The notable piece from this decision was that the court found a plaintiff who was not engaged in an activity covered by the statute could not establish a claim against the defendant for a § 240(1) violation.

Here, the plaintiff was employed as a maintenance and repair technician by a property manager. His job including maintaining fixtures, updating painting and completing work orders when requested by the defendant. On the day when the injury occurred, the plaintiff was asked to handle pest control involving a mess caused by birds. The plaintiff was attempting to remove the bird nest from one of the building's gutters when he fell from an unsecured eight-foot ladder. The trial court and the Fourth Department both granted the plaintiff's motion for summary judgment, but the Court of Appeals reversed finding that the plaintiff was not performing one of the enumerated tasks provided for by the statute. The Court held that the plaintiff was performing a "routine task" or maintenance and was not "cleaning" or completing any other task protected by the statute.

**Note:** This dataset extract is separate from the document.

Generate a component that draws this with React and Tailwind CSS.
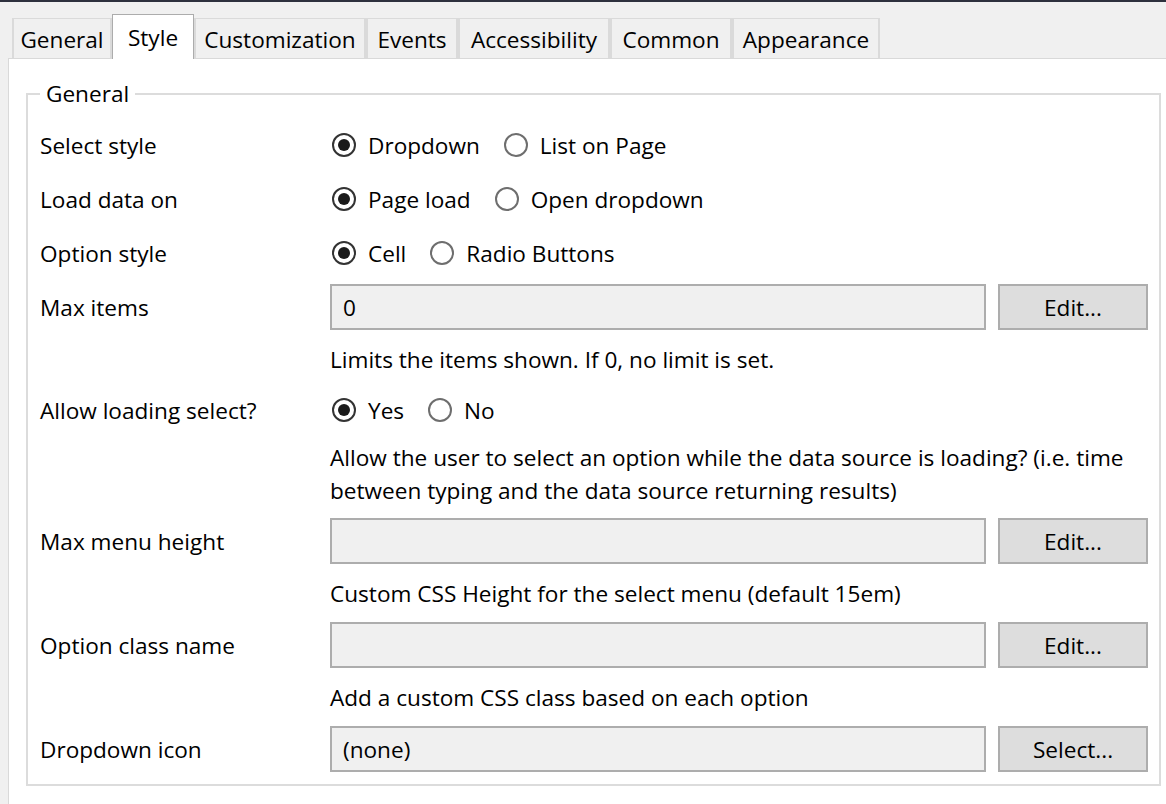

A task cannot be characterized as cleaning, which is protected by law if the activity is:

  • Routine- in the sense that it is the type of job that occurs on a daily, weekly, or on a relatively-frequent and recurring basis as part of the ordinary maintenance and care of commercial properties
  • Requires neither specialized equipment or expertise, nor the unusual deployment of labor
  • Generally involves insignificant elevation risks comparable to those inherent in typical domestic or household cleaning; and
  • In light of the core purpose of Labor Law §240(1) to protect construction workers, is unrelated to any ongoing construction, renovation, or painting, alteration or repair project

Soto v. J Crew, Inc. 21 N.Y.3d 562, 568, 976 N.Y.S.2d 421, 998 N.E.2d 1045 (2013)


The court reasoned that in this case the plaintiff's work was routine as it pertained to the first factor and concluded that he was not in fact cleaning as prescribed under the statute. Thus, it found that the plaintiff's work did not fall under the provisions of section 240(1) and therefore, were not protected.